# start of Dataset content

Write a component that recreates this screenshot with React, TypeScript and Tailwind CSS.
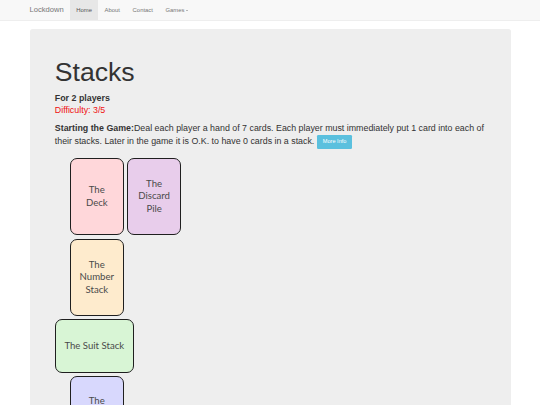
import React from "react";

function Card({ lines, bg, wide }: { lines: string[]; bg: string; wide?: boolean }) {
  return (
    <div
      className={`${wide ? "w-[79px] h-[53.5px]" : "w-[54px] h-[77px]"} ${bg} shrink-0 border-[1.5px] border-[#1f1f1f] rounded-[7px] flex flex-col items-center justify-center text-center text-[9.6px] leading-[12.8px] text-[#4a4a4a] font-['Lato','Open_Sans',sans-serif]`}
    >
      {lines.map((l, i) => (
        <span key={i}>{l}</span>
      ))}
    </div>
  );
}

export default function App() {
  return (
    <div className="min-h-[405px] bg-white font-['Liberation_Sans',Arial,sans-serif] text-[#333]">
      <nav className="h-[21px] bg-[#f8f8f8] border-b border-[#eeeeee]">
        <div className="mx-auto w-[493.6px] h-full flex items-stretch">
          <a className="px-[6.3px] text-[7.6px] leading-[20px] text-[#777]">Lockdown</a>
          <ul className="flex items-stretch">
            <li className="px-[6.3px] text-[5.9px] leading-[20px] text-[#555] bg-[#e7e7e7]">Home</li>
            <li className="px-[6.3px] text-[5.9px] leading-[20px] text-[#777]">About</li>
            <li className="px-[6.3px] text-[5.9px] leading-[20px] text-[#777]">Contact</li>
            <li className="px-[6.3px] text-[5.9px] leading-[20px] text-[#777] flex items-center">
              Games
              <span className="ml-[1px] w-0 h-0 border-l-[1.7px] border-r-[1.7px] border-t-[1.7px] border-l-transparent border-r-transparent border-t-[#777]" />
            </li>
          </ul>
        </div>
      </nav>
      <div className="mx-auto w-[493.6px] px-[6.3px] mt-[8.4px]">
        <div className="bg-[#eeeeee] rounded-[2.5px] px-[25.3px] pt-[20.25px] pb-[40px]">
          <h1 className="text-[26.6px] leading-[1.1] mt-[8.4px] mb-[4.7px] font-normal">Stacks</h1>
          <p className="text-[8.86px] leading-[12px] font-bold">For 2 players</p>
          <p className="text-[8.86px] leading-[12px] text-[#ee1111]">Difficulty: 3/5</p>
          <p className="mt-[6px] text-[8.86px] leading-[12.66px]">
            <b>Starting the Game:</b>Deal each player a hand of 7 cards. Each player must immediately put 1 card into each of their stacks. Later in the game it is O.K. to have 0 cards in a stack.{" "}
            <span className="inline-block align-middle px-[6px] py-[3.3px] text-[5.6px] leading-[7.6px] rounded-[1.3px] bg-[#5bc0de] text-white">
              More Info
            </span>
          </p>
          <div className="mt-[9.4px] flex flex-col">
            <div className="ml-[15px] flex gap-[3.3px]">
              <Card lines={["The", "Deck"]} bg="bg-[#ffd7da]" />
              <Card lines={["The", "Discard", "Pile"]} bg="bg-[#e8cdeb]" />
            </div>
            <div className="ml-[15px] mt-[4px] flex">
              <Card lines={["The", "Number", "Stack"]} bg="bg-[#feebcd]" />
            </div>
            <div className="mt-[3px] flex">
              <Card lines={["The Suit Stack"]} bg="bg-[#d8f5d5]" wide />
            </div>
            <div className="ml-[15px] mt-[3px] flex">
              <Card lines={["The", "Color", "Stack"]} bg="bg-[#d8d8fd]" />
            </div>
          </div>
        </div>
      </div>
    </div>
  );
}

# end of Dataset content

Restate only the lines running from the start of the material above through the line containing "import React from", ends included. No pictures.

Write a component that recreates this screenshot with React, TypeScript and Tailwind CSS.
import React from "react";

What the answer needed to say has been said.